STATED TASK =>
Leave out all pictures and give back precisely the lines from the line with "What React and" to the line with "import React from 'react';", including those two lines.

◇ ◇ ◇

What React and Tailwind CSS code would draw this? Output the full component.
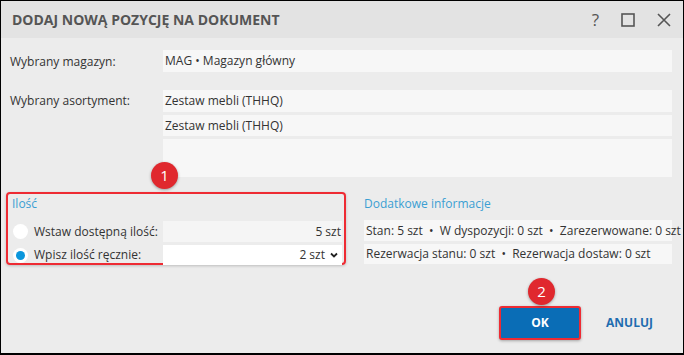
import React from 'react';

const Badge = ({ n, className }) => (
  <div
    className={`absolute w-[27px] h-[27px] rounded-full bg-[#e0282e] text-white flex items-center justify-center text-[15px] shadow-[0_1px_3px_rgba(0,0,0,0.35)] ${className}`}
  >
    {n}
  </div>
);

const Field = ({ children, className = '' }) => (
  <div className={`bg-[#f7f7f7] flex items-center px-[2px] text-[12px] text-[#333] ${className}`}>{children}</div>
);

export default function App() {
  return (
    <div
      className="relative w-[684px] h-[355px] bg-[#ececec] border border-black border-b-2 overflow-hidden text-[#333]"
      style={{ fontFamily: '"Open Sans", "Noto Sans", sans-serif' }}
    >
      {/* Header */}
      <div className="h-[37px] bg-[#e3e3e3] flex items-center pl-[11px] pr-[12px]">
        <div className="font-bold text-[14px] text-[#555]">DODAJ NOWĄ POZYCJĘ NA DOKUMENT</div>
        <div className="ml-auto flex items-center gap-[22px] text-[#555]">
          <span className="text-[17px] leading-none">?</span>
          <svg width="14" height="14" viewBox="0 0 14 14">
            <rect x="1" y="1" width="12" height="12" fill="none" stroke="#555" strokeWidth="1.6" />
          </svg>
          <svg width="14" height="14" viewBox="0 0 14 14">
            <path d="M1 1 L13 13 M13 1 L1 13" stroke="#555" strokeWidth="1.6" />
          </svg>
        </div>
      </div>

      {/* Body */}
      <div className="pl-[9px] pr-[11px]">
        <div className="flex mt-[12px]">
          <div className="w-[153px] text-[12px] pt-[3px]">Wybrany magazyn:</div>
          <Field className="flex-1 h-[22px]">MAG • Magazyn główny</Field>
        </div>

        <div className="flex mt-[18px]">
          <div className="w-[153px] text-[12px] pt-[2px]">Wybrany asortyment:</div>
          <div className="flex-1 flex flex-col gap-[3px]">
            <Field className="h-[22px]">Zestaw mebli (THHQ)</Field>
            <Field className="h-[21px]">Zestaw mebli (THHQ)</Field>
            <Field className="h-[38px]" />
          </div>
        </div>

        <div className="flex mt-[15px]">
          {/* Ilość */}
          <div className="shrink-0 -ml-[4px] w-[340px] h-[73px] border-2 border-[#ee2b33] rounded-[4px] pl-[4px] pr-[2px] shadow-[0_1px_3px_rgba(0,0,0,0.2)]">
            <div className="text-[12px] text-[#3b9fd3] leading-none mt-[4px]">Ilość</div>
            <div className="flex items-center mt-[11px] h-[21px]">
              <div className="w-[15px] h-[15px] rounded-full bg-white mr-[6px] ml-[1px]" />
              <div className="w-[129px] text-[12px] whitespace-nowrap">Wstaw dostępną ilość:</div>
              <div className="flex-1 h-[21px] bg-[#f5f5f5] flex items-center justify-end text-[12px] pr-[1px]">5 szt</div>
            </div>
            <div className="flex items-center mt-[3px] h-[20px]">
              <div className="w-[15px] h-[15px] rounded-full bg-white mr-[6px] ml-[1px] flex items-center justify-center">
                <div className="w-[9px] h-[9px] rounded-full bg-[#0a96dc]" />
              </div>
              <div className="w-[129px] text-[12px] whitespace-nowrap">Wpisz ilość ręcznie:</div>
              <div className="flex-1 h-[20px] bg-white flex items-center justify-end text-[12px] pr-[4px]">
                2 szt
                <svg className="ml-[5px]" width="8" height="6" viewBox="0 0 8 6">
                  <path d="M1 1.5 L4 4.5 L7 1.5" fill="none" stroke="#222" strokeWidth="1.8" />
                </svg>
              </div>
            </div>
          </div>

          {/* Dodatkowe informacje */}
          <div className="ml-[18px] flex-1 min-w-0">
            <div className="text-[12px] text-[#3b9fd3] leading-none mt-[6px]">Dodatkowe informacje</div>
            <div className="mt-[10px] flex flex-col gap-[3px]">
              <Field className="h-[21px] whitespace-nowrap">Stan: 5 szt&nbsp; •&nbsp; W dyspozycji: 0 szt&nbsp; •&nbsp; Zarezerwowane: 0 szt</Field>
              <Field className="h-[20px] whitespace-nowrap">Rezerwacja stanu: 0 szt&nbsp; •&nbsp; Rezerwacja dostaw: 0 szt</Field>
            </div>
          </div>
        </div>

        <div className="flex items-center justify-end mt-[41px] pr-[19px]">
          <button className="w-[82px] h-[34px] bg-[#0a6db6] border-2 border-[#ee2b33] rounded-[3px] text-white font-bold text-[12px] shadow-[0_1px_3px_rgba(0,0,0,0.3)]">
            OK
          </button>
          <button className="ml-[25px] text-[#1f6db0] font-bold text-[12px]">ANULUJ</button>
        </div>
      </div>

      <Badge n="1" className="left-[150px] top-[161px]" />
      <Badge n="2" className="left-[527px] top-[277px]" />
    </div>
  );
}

◇ ◇ ◇

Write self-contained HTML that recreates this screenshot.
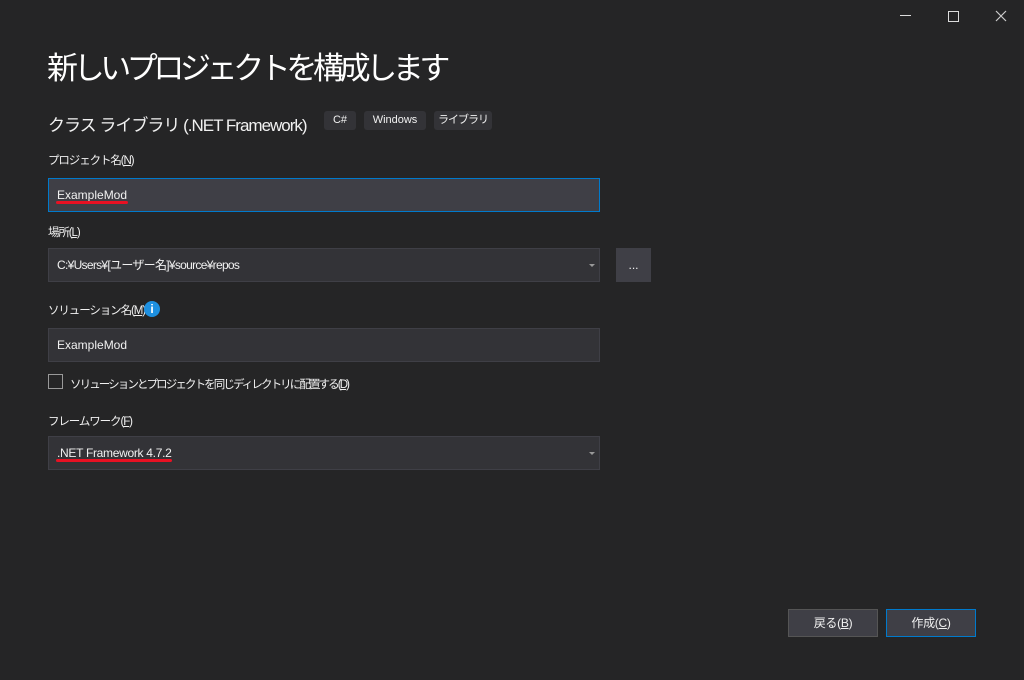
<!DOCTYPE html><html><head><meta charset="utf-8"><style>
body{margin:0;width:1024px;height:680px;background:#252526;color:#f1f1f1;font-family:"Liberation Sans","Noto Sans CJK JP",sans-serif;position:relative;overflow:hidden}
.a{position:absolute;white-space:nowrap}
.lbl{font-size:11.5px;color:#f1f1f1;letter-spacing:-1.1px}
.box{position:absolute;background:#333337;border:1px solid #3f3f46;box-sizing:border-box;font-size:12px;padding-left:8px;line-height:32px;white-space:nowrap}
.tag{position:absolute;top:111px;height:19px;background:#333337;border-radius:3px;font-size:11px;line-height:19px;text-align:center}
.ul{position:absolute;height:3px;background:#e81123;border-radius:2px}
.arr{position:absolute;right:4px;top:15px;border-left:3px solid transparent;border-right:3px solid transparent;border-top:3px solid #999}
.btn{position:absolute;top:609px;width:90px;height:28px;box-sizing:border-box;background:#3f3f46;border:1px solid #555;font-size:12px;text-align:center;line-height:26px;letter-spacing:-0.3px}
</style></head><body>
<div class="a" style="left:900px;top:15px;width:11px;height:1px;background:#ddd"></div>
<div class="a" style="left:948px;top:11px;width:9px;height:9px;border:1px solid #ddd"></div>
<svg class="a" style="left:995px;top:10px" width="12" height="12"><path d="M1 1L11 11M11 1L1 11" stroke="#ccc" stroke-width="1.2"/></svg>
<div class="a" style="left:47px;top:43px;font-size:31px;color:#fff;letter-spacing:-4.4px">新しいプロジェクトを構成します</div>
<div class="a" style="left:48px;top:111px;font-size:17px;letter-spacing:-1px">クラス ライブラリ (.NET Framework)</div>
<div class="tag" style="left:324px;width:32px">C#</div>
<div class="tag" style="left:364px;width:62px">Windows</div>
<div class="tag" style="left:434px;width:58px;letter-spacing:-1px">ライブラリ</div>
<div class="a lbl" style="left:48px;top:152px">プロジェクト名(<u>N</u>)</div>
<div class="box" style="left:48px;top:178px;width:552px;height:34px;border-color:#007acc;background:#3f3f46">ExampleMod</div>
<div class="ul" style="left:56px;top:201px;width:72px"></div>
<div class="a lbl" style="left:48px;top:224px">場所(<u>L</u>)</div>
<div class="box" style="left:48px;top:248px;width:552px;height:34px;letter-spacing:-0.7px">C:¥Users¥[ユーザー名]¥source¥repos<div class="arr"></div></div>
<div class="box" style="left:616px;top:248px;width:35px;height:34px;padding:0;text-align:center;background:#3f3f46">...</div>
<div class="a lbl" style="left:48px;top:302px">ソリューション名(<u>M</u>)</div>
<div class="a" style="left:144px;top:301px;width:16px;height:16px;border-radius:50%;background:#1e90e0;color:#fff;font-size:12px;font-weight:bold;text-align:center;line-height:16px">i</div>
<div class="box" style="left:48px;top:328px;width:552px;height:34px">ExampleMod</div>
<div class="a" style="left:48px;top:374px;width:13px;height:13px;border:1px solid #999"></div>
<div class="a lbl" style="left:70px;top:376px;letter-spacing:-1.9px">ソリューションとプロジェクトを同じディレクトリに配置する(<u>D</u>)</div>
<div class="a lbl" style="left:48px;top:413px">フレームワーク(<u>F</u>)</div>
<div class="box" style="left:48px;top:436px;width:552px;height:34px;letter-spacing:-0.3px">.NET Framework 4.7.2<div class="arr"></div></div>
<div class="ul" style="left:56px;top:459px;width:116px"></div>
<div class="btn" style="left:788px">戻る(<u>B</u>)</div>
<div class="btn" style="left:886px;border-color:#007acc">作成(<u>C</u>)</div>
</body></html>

◇ ◇ ◇

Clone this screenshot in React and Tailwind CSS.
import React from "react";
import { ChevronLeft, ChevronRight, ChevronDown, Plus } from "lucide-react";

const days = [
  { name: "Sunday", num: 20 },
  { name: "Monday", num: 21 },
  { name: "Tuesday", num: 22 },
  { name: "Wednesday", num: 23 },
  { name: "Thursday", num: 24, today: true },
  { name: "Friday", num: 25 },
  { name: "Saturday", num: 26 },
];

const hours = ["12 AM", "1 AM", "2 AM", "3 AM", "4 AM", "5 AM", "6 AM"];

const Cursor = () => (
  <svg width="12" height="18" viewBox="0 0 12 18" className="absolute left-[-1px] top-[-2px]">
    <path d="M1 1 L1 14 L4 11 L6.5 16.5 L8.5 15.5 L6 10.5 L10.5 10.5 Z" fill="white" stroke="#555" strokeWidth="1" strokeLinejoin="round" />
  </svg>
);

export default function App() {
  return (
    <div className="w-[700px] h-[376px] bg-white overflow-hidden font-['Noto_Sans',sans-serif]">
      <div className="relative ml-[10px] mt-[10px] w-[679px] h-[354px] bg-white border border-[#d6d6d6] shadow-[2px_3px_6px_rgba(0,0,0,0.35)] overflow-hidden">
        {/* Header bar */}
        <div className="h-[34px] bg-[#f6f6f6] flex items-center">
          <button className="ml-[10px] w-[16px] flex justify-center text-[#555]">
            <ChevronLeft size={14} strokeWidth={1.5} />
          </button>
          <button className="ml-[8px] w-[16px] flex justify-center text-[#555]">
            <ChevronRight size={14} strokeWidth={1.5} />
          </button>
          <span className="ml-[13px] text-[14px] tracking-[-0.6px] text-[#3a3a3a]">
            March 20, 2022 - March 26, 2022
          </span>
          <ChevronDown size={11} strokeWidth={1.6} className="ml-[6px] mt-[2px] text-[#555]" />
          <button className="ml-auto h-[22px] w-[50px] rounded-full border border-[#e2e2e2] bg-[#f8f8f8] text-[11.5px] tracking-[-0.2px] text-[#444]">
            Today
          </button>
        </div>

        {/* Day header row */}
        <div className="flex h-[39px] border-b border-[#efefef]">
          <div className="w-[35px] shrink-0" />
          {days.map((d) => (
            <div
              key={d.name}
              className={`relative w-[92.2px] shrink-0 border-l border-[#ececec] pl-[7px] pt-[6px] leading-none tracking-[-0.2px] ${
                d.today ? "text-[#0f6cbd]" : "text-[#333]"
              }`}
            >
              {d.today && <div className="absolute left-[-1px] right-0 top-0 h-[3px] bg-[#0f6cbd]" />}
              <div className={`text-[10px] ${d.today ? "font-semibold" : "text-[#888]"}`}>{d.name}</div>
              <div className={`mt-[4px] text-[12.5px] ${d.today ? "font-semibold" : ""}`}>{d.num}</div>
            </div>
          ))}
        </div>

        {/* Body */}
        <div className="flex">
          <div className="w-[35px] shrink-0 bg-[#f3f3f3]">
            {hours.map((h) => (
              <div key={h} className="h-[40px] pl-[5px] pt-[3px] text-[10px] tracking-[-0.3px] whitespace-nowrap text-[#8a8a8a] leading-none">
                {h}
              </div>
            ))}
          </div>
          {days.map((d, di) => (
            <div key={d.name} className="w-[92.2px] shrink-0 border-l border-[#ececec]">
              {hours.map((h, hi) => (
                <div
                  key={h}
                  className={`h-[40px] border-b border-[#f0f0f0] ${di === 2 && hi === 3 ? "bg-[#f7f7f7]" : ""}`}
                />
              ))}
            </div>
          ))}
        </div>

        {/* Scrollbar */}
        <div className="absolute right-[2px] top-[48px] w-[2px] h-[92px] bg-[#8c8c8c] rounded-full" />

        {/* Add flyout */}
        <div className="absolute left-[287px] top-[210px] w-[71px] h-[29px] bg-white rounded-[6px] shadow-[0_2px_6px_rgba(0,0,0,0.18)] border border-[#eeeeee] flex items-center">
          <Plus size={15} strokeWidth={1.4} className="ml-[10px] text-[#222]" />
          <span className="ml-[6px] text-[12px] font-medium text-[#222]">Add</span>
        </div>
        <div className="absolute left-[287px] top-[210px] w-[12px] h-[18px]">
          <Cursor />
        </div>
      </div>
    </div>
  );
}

◇ ◇ ◇

SOLVED PROBLEM =>
What React and Tailwind CSS code would draw this? Output the full component.
import React from 'react';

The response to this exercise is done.